>> start
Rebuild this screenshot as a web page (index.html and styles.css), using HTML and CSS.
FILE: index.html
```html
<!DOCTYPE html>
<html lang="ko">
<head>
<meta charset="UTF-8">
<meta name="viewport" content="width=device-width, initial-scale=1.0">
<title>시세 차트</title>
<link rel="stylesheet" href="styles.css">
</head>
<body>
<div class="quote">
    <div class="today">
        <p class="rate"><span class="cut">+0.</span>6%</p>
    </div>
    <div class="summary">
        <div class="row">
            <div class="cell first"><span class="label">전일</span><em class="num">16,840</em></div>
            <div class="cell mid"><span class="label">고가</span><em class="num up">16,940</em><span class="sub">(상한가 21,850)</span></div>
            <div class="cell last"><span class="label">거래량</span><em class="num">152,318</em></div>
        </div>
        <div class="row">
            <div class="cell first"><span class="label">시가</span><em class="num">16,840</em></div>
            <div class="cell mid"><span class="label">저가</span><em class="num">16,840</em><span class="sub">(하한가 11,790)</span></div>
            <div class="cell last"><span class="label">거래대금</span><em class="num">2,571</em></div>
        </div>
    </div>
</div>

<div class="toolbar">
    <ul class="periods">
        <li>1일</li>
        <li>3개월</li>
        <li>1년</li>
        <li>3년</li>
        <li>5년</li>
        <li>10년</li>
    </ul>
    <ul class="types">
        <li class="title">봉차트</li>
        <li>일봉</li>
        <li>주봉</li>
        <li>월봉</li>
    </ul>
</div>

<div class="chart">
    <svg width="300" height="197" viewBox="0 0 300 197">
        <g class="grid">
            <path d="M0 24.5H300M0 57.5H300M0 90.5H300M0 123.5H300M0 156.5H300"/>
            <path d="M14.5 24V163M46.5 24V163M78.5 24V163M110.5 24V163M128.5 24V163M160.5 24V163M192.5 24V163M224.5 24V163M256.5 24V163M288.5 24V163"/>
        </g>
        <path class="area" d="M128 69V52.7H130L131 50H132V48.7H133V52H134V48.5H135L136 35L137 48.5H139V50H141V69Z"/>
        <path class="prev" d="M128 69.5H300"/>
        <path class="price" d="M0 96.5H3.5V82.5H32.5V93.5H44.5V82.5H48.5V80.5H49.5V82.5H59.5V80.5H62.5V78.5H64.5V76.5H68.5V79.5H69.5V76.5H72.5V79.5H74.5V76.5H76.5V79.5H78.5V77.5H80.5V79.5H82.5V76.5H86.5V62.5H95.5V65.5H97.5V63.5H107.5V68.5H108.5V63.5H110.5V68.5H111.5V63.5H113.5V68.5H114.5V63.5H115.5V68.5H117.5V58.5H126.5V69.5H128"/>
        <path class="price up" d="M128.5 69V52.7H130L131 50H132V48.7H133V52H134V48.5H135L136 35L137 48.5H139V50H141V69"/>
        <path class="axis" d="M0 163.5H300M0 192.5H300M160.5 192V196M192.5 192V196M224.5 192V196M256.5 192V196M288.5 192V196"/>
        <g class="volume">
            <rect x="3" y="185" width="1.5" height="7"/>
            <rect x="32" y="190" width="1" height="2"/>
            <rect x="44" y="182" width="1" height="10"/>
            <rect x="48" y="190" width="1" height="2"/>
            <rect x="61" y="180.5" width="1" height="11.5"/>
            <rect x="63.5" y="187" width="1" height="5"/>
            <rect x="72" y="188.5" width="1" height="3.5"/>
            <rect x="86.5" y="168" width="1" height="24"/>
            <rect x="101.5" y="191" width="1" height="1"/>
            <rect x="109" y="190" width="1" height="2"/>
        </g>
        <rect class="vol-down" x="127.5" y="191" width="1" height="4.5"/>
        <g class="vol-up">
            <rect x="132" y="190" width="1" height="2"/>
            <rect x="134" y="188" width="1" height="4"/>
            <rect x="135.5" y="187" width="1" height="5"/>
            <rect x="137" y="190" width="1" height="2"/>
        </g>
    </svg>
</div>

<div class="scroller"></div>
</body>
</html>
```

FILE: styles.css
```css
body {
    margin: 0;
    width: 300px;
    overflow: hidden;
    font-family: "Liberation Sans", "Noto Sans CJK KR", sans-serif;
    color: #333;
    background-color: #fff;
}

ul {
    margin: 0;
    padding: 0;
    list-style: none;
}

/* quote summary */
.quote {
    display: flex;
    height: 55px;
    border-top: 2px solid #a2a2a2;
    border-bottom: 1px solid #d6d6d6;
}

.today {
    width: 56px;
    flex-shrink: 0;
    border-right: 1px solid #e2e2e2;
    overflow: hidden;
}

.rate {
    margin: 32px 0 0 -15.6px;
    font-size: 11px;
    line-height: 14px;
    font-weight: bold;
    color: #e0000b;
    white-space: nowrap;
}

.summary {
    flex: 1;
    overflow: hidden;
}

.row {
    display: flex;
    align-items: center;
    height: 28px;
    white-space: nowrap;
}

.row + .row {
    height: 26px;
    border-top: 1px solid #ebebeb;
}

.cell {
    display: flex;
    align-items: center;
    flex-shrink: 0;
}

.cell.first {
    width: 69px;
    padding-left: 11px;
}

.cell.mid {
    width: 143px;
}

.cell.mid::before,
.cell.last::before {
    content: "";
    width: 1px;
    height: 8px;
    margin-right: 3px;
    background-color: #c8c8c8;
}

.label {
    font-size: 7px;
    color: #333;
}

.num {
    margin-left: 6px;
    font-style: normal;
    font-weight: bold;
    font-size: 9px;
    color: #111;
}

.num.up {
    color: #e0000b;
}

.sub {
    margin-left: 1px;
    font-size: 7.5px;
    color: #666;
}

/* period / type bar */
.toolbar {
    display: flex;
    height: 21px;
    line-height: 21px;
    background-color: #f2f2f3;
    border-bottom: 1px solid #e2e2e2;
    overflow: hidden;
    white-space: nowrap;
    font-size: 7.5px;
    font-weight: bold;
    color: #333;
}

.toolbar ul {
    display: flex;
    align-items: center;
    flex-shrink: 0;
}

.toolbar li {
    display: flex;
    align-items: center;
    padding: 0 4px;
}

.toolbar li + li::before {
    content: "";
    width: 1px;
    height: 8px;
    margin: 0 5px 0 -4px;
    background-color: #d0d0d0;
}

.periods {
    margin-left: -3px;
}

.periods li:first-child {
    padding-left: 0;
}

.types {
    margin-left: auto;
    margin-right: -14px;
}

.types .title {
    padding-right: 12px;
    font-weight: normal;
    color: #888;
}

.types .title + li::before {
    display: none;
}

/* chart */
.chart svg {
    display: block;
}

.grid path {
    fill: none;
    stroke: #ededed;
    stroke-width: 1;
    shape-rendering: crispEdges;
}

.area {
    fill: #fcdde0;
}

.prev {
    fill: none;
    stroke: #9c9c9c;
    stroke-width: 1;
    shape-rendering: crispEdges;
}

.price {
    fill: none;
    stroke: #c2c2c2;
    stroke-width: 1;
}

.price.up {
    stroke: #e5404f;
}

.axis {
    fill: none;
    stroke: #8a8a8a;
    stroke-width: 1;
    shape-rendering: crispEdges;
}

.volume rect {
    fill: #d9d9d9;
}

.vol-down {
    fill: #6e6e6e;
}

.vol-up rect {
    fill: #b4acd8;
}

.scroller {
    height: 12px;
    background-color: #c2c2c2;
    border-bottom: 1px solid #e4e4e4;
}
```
>> end
Exercise prompt:
Nothing in the listing may be changed; retype it all exactly.

Full answer:
Rebuild this screenshot as a web page (index.html and styles.css), using HTML and CSS.
FILE: index.html
```html
<!DOCTYPE html>
<html lang="ko">
<head>
<meta charset="UTF-8">
<meta name="viewport" content="width=device-width, initial-scale=1.0">
<title>시세 차트</title>
<link rel="stylesheet" href="styles.css">
</head>
<body>
<div class="quote">
    <div class="today">
        <p class="rate"><span class="cut">+0.</span>6%</p>
    </div>
    <div class="summary">
        <div class="row">
            <div class="cell first"><span class="label">전일</span><em class="num">16,840</em></div>
            <div class="cell mid"><span class="label">고가</span><em class="num up">16,940</em><span class="sub">(상한가 21,850)</span></div>
            <div class="cell last"><span class="label">거래량</span><em class="num">152,318</em></div>
        </div>
        <div class="row">
            <div class="cell first"><span class="label">시가</span><em class="num">16,840</em></div>
            <div class="cell mid"><span class="label">저가</span><em class="num">16,840</em><span class="sub">(하한가 11,790)</span></div>
            <div class="cell last"><span class="label">거래대금</span><em class="num">2,571</em></div>
        </div>
    </div>
</div>

<div class="toolbar">
    <ul class="periods">
        <li>1일</li>
        <li>3개월</li>
        <li>1년</li>
        <li>3년</li>
        <li>5년</li>
        <li>10년</li>
    </ul>
    <ul class="types">
        <li class="title">봉차트</li>
        <li>일봉</li>
        <li>주봉</li>
        <li>월봉</li>
    </ul>
</div>

<div class="chart">
    <svg width="300" height="197" viewBox="0 0 300 197">
        <g class="grid">
            <path d="M0 24.5H300M0 57.5H300M0 90.5H300M0 123.5H300M0 156.5H300"/>
            <path d="M14.5 24V163M46.5 24V163M78.5 24V163M110.5 24V163M128.5 24V163M160.5 24V163M192.5 24V163M224.5 24V163M256.5 24V163M288.5 24V163"/>
        </g>
        <path class="area" d="M128 69V52.7H130L131 50H132V48.7H133V52H134V48.5H135L136 35L137 48.5H139V50H141V69Z"/>
        <path class="prev" d="M128 69.5H300"/>
        <path class="price" d="M0 96.5H3.5V82.5H32.5V93.5H44.5V82.5H48.5V80.5H49.5V82.5H59.5V80.5H62.5V78.5H64.5V76.5H68.5V79.5H69.5V76.5H72.5V79.5H74.5V76.5H76.5V79.5H78.5V77.5H80.5V79.5H82.5V76.5H86.5V62.5H95.5V65.5H97.5V63.5H107.5V68.5H108.5V63.5H110.5V68.5H111.5V63.5H113.5V68.5H114.5V63.5H115.5V68.5H117.5V58.5H126.5V69.5H128"/>
        <path class="price up" d="M128.5 69V52.7H130L131 50H132V48.7H133V52H134V48.5H135L136 35L137 48.5H139V50H141V69"/>
        <path class="axis" d="M0 163.5H300M0 192.5H300M160.5 192V196M192.5 192V196M224.5 192V196M256.5 192V196M288.5 192V196"/>
        <g class="volume">
            <rect x="3" y="185" width="1.5" height="7"/>
            <rect x="32" y="190" width="1" height="2"/>
            <rect x="44" y="182" width="1" height="10"/>
            <rect x="48" y="190" width="1" height="2"/>
            <rect x="61" y="180.5" width="1" height="11.5"/>
            <rect x="63.5" y="187" width="1" height="5"/>
            <rect x="72" y="188.5" width="1" height="3.5"/>
            <rect x="86.5" y="168" width="1" height="24"/>
            <rect x="101.5" y="191" width="1" height="1"/>
            <rect x="109" y="190" width="1" height="2"/>
        </g>
        <rect class="vol-down" x="127.5" y="191" width="1" height="4.5"/>
        <g class="vol-up">
            <rect x="132" y="190" width="1" height="2"/>
            <rect x="134" y="188" width="1" height="4"/>
            <rect x="135.5" y="187" width="1" height="5"/>
            <rect x="137" y="190" width="1" height="2"/>
        </g>
    </svg>
</div>

<div class="scroller"></div>
</body>
</html>
```

FILE: styles.css
```css
body {
    margin: 0;
    width: 300px;
    overflow: hidden;
    font-family: "Liberation Sans", "Noto Sans CJK KR", sans-serif;
    color: #333;
    background-color: #fff;
}

ul {
    margin: 0;
    padding: 0;
    list-style: none;
}

/* quote summary */
.quote {
    display: flex;
    height: 55px;
    border-top: 2px solid #a2a2a2;
    border-bottom: 1px solid #d6d6d6;
}

.today {
    width: 56px;
    flex-shrink: 0;
    border-right: 1px solid #e2e2e2;
    overflow: hidden;
}

.rate {
    margin: 32px 0 0 -15.6px;
    font-size: 11px;
    line-height: 14px;
    font-weight: bold;
    color: #e0000b;
    white-space: nowrap;
}

.summary {
    flex: 1;
    overflow: hidden;
}

.row {
    display: flex;
    align-items: center;
    height: 28px;
    white-space: nowrap;
}

.row + .row {
    height: 26px;
    border-top: 1px solid #ebebeb;
}

.cell {
    display: flex;
    align-items: center;
    flex-shrink: 0;
}

.cell.first {
    width: 69px;
    padding-left: 11px;
}

.cell.mid {
    width: 143px;
}

.cell.mid::before,
.cell.last::before {
    content: "";
    width: 1px;
    height: 8px;
    margin-right: 3px;
    background-color: #c8c8c8;
}

.label {
    font-size: 7px;
    color: #333;
}

.num {
    margin-left: 6px;
    font-style: normal;
    font-weight: bold;
    font-size: 9px;
    color: #111;
}

.num.up {
    color: #e0000b;
}

.sub {
    margin-left: 1px;
    font-size: 7.5px;
    color: #666;
}

/* period / type bar */
.toolbar {
    display: flex;
    height: 21px;
    line-height: 21px;
    background-color: #f2f2f3;
    border-bottom: 1px solid #e2e2e2;
    overflow: hidden;
    white-space: nowrap;
    font-size: 7.5px;
    font-weight: bold;
    color: #333;
}

.toolbar ul {
    display: flex;
    align-items: center;
    flex-shrink: 0;
}

.toolbar li {
    display: flex;
    align-items: center;
    padding: 0 4px;
}

.toolbar li + li::before {
    content: "";
    width: 1px;
    height: 8px;
    margin: 0 5px 0 -4px;
    background-color: #d0d0d0;
}

.periods {
    margin-left: -3px;
}

.periods li:first-child {
    padding-left: 0;
}

.types {
    margin-left: auto;
    margin-right: -14px;
}

.types .title {
    padding-right: 12px;
    font-weight: normal;
    color: #888;
}

.types .title + li::before {
    display: none;
}

/* chart */
.chart svg {
    display: block;
}

.grid path {
    fill: none;
    stroke: #ededed;
    stroke-width: 1;
    shape-rendering: crispEdges;
}

.area {
    fill: #fcdde0;
}

.prev {
    fill: none;
    stroke: #9c9c9c;
    stroke-width: 1;
    shape-rendering: crispEdges;
}

.price {
    fill: none;
    stroke: #c2c2c2;
    stroke-width: 1;
}

.price.up {
    stroke: #e5404f;
}

.axis {
    fill: none;
    stroke: #8a8a8a;
    stroke-width: 1;
    shape-rendering: crispEdges;
}

.volume rect {
    fill: #d9d9d9;
}

.vol-down {
    fill: #6e6e6e;
}

.vol-up rect {
    fill: #b4acd8;
}

.scroller {
    height: 12px;
    background-color: #c2c2c2;
    border-bottom: 1px solid #e4e4e4;
}
```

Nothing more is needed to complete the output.